Storage-first is a method of ensuring resilience and scalability in a system. Its a way to ensure a system never loses data, and can always recover from failure. It’s a way to make sure that your system can handle any amount of data, and give itself breathing room to scale up when needed.
It sounds like a pretty basic idea, but its actually a really powerful way to design systems. By making sure that your system is designed around storage, you can ensure that it can handle any amount of data, and that it can recover from failure without losing anything. It changes a few common approaches to the way a system works, but in such a small way its often overlooked. It can be the difference between a system that can handle a few hundred users, and one that can handle millions.
Storage vs Process First
Lets think about a theoretical system with and without storage first.
The system is a payment step in an ecommerce system. At the point this service is invoked, the user has already added items to their cart, and is ready to check out. The system is responsible for taking the payment details, processing the payment, and then returning a response to the user.
Process First Design
In a Process-First approach, we make one call to our back-end and attempt to get a reponse to our user.
The browser makes an HTTP POST request to /process-payment. The service takes the payment details, processes the payment, and then returns a response to the user. If the payment is successful, it returns a success response. If the payment fails, it returns a failure response.
The problem is we dont own the actual card processing step. We have to call out to a third party service to process the payment. If that service is down, or if there is a network issue, then our service will fail. The user will get an error message, and they will have to try again later. We might even lose the payment details if we dont have a way to store them.
Storage-First Design
With storage first design, we would do this in two steps. The browser makes an HTTP POST request to /process-payment. The service takes the payment details, and stores them in a database. It then returns a 202 (Accepted) response with a unique ID for the payment. Ideally the unique ID is generated as some kind of hash of the transaction details. This makes idempotency much easier. If an additional request comes in and has the same hash, we can just return the same response without having to worry about duplicate payments.

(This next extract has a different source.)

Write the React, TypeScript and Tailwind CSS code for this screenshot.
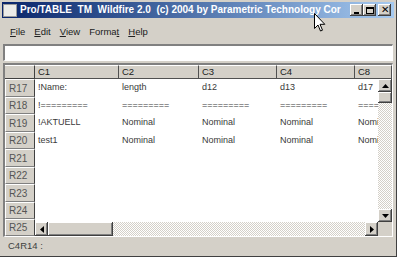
import { ReactNode } from 'react';

const RAISED =
  'bg-[#d4d0c8] shadow-[inset_-1px_-1px_0_#404040,inset_1px_1px_0_#ffffff,inset_-2px_-2px_0_#808080]';
const TRACK = 'bg-[repeating-conic-gradient(#d4d0c8_0_25%,#ffffff_0_50%)] bg-[length:2px_2px]';

const COLS = [
  { id: 'C1', w: 'w-[84px] shrink-0' },
  { id: 'C2', w: 'w-[80px] shrink-0' },
  { id: 'C3', w: 'w-[78px] shrink-0' },
  { id: 'C4', w: 'w-[78px] shrink-0' },
  { id: 'C8', w: 'flex-1 min-w-0' },
];

// last column is hidden behind the scrollbar, only its visible part is kept
const ROWS = [
  ['!Name:', 'length', 'd12', 'd13', 'd17'],
  ['!=========', '=========', '=========', '=========', '===='],
  ['!AKTUELL', 'Nominal', 'Nominal', 'Nominal', 'Nomi'],
  ['test1', 'Nominal', 'Nominal', 'Nominal', 'Nomi'],
];

const ROW_IDS = ['R17', 'R18', 'R19', 'R20', 'R21', 'R22', 'R23', 'R24', 'R25'];
const ROW_H = [
  'h-[18px]',
  'h-[17px]',
  'h-[18px]',
  'h-[17px]',
  'h-[18px]',
  'h-[17px]',
  'h-[18px]',
  'h-[17px]',
  'h-[17px]',
];

function Arrow({ dir }: { dir: 'up' | 'down' | 'left' | 'right' }) {
  const pts = {
    up: '0,4 7,4 3.5,0',
    down: '0,0 7,0 3.5,4',
    left: '4,0 4,7 0,3.5',
    right: '0,0 0,7 4,3.5',
  }[dir];
  const vertical = dir === 'up' || dir === 'down';
  return (
    <svg width={vertical ? 7 : 4} height={vertical ? 4 : 7} viewBox={vertical ? '0 0 7 4' : '0 0 4 7'}>
      <polygon points={pts} fill="#000" />
    </svg>
  );
}

function TitleButton({ children }: { children: ReactNode }) {
  return (
    <div className={`${RAISED} w-[13px] h-[12px] flex items-center justify-center`}>{children}</div>
  );
}

function MenuItem({ pre, u, post }: { pre?: string; u: string; post?: string }) {
  return (
    <span className="text-[#202020]">
      {pre}
      <span className="underline underline-offset-[1px]">{u}</span>
      {post}
    </span>
  );
}

export default function App() {
  return (
    <div className="relative w-[400px] h-[259px] bg-white overflow-hidden font-['Liberation_Sans',Arial,sans-serif]">
      <div className="w-[397px] h-[257px] bg-[#d4d0c8] border-r border-b border-[#404040] flex flex-col">
        {/* title bar */}
        <div className="mx-[2px] mt-[2px] h-[16px] flex items-center bg-gradient-to-r from-[#0a246a] to-[#a6caf0]">
          <div className="ml-[1px] w-[14px] h-[13px] bg-[#ecebe8] border border-[#9a9a9a]" />
          <div className="ml-[3px] whitespace-pre text-white font-bold text-[10px] leading-none">
            Pro/TABLE  TM  Wildfire 2.0  (c) 2004 by Parametric Technology Cor
          </div>
          <div className="ml-auto mr-[3px] flex items-center">
            <TitleButton>
              <div className="w-[5px] h-[2px] bg-black mt-[5px] -ml-[1px]" />
            </TitleButton>
            <TitleButton>
              <div className="w-[8px] h-[7px] border border-black border-t-2" />
            </TitleButton>
            <div className="w-[2px]" />
            <TitleButton>
              <span className="text-[10px] leading-none text-black">✕</span>
            </TitleButton>
          </div>
        </div>

        {/* menu */}
        <div className="h-[25px] pt-[3px] pl-[10px] flex items-center gap-[9px] text-[9.5px]">
          <MenuItem u="F" post="ile" />
          <MenuItem u="E" post="dit" />
          <MenuItem u="V" post="iew" />
          <MenuItem pre="Forma" u="t" />
          <MenuItem u="H" post="elp" />
        </div>

        {/* input */}
        <div className="mx-[3px] mt-[1px] h-[17px] bg-white border-t-2 border-l-2 border-t-[#808080] border-l-[#808080] border-b border-r border-b-white border-r-white" />

        {/* grid */}
        <div className="mx-[3px] mt-[2px] h-[174px] flex flex-col border-t-2 border-l-2 border-t-[#808080] border-l-[#808080] border-b border-r border-b-white border-r-[#ffffff]">
          <div className="h-[14px] shrink-0 flex text-[9.5px] text-[#202020] bg-[#d4d0c8]">
            <div className="w-[30px] shrink-0 border-r border-b border-[#404040] border-t border-t-white" />
            {COLS.map((c) => (
              <div
                key={c.id}
                className={`${c.w} pl-[3px] flex items-center border-r border-b border-[#505050] border-t border-t-white`}
              >
                {c.id}
              </div>
            ))}
          </div>
          <div className="flex-1 min-h-0 flex">
            <div className="w-[30px] shrink-0 flex flex-col">
              {ROW_IDS.map((r, i) => (
                <div
                  key={r}
                  className={`${ROW_H[i]} shrink-0 pl-[3px] flex items-center text-[10px] text-[#555] bg-[#d4d0c8] border-t border-l border-white border-b border-b-[#808080] border-r border-r-[#404040]`}
                >
                  {r}
                </div>
              ))}
            </div>
            <div className="flex-1 min-w-0 flex flex-col">
              <div className="flex-1 min-h-0 flex">
                <div className="flex-1 min-w-0 bg-white overflow-hidden flex flex-col text-[9px] text-[#3a3a3a]">
                  {ROWS.map((row, i) => (
                    <div key={i} className={`${ROW_H[i]} shrink-0 flex items-center`}>
                      {row.map((cell, j) => (
                        <div key={j} className={`${COLS[j].w} pl-[3px] whitespace-nowrap overflow-hidden`}>
                          {cell}
                        </div>
                      ))}
                    </div>
                  ))}
                </div>
                <div className={`w-[14px] shrink-0 flex flex-col ${TRACK}`}>
                  <div className={`${RAISED} h-[13px] shrink-0 flex items-center justify-center`}>
                    <Arrow dir="up" />
                  </div>
                  <div className={`${RAISED} h-[11px] shrink-0`} />
                  <div className="flex-1" />
                  <div className={`${RAISED} h-[13px] shrink-0 flex items-center justify-center`}>
                    <Arrow dir="down" />
                  </div>
                </div>
              </div>
              <div className="h-[14px] shrink-0 flex">
                <div className={`flex-1 min-w-0 flex ${TRACK}`}>
                  <div className={`${RAISED} w-[13px] shrink-0 flex items-center justify-center`}>
                    <Arrow dir="left" />
                  </div>
                  <div className={`${RAISED} w-[65px] shrink-0`} />
                  <div className="flex-1" />
                  <div className={`${RAISED} w-[13px] shrink-0 flex items-center justify-center`}>
                    <Arrow dir="right" />
                  </div>
                </div>
                <div className="w-[14px] shrink-0 bg-[#d4d0c8]" />
              </div>
            </div>
          </div>
        </div>

        {/* status bar */}
        <div className="h-[19px] shrink-0 pl-[8px] flex items-center text-[9.5px] text-[#404040]">C4R14 :</div>
      </div>

      {/* mouse cursor */}
      <svg className="absolute left-[314px] top-[13px]" width="12" height="19" viewBox="0 0 12 19">
        <path
          d="M0.5 0.5 L0.5 15.5 L4 12 L6.5 18 L8.5 17.2 L6 11.3 L10.8 11.3 Z"
          fill="#fff"
          stroke="#000"
          strokeWidth="1"
          strokeLinejoin="miter"
        />
      </svg>
    </div>
  );
}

Then we have a separate process that runs in the background, and takes the payment details from the database, and processes the payment. If the payment is successful, it updates the database with the success status. If the payment fails, it updates the database with the failure status.
The user can then check the status of their payment by making a GET request to /payment-status/{id}. We can have any number of statuses depending on the actual process, but the user will see essentially “Pending”, “Success” or “Failed”. If the user gets a “Pending” response, they can check back later to see if the payment was successful or not. If the user gets a “Failed” response, they can try again without having to worry about duplicate payments.
On the back end we can have a scalable process that takes not-started payments from the database, and processes them. If the payment processor is down, or if there is a network issue, then the payment will just stay in the database until it can be processed. We can also have a retry mechanism in place to handle transient failures. If our whole system crashes, we can just restart it, and it will pick up where it left off without losing any data.
The only additional complexity is that we now have a separate process that runs in the background to process the payments, and the front end needs to poll for the status of the payment. Neither of these are complicated or novel so not something any team should have any concerns implementing.
Conclusion
Storage-First design is a powerful way to design systems that can handle any amount of process requests, and can recover from failure without losing any data. By making sure that your system is designed around storage, you can ensure that it can recover from failure, both ours and someone elses. Its easy to implement, and can be the difference between a system that can handle a few hundred users, and one that can handle millions. Its a simple change to the way we design our systems, but it can have a huge impact on the resilience and scalability of our systems.